Multi-language, Large Character Set Information Processing





The collections in a museum spans large range in terms of time and geography. During digital archiving, the data needs to input to computer as graphical image as well as textual data for later convenience such as for searching and re-use. There is a large problem that faces us today. Namely that of the relatively the small number of different characters computer systems can handle, and the difficulty of mixing multi-language characters in a document.

For example, JIS character code which is the basis of the computer text processing in Japan today has 6,335 Kanji characters. This number is too small: digitizing documents before the Showa-era result in many missing characters from the character code system. Unicode character code standard contains 20 thousands kanji characters. Unfortunately, due to the "unification" of different characters in China, Korea, Taiwan, and Japan in order to limit the number of characters around 20 thousand characters, there is a high chance computer software mis-renders the documents in which many languages are used at the same time. Furthermore, the number of characters necessary to digitize text data of the world including the ancient times is well above the 20 thousand threshold.

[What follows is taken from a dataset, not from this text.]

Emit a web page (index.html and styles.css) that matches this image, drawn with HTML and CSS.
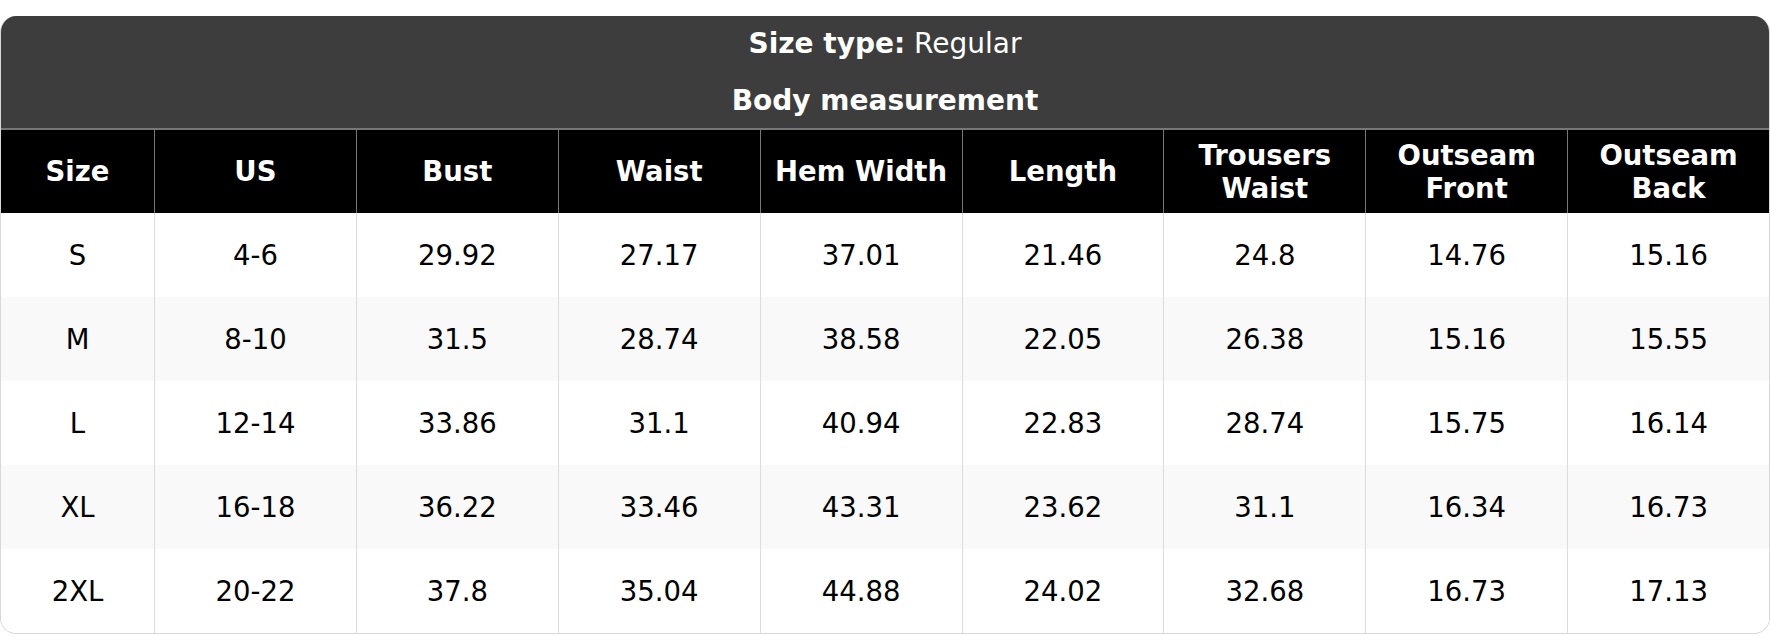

In order to solve the character handling problem, the digital archive uses the TRON multi-lingual large character set processing environment. This environment supports an extensible character code system and supports about 130,000 characters currently. These characters are stored in Character-sensitive database and we can specify exactly which characters are being searched. Such distinctions of what constitute different characters change over time and across regions.

[Image: 多国語・多漢字]